Mr. Romero to Mr. Seward

Mr. Secretary: I have had the honor to receive the note which you were pleased to address to me under date of the 24th instant, transmitting the opinion of the Attorney General of the United States in relation to the order No. 17, issued at San Francisco, by General McDowell, on the 11th of October last, prohibiting the exportation of arms and articles contraband of war over the southern frontier lines of California and Arizona, and to which subject I alluded in the notes which I had the honor to address to your department on the 14th and 18th of November last past.

I have seen with much satisfaction that the Attorney General of the United States has given it as his opinion that, “if the order of General McDowell was intended to prevent the trade of arms and munitions of war by the frontier,” which was the cause of my remonstrance against it, and the only point the revocation of which I solicited, “such order is not in conformity with the laws of the United States bearing upon the subject.”
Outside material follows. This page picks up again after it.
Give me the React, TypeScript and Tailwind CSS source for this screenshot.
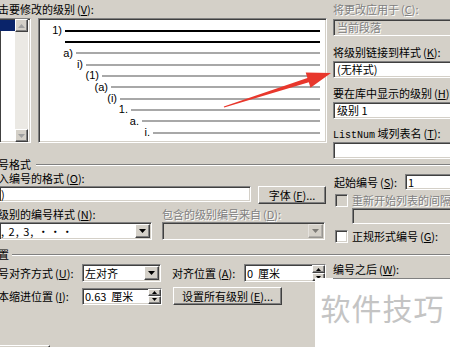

This opinion seems to me to be just and well founded, and I have no doubt that, upon receiving it, General McDowell will revoke his order referred to, should he not previously have done so under the instructions communicated to him by the Lieutenant General of the army of the United States, Ulysses S. Grant, who, I understand, revoked it the moment he heard of it. I this day send a copy thereof to my government, and also of the note with which you transmitted it to me.

I avail myself of this opportunity to renew to you, Mr. Secretary, the assurances of my most distinguished consideration.


Hon. William H. Seward, &c., &c., &c.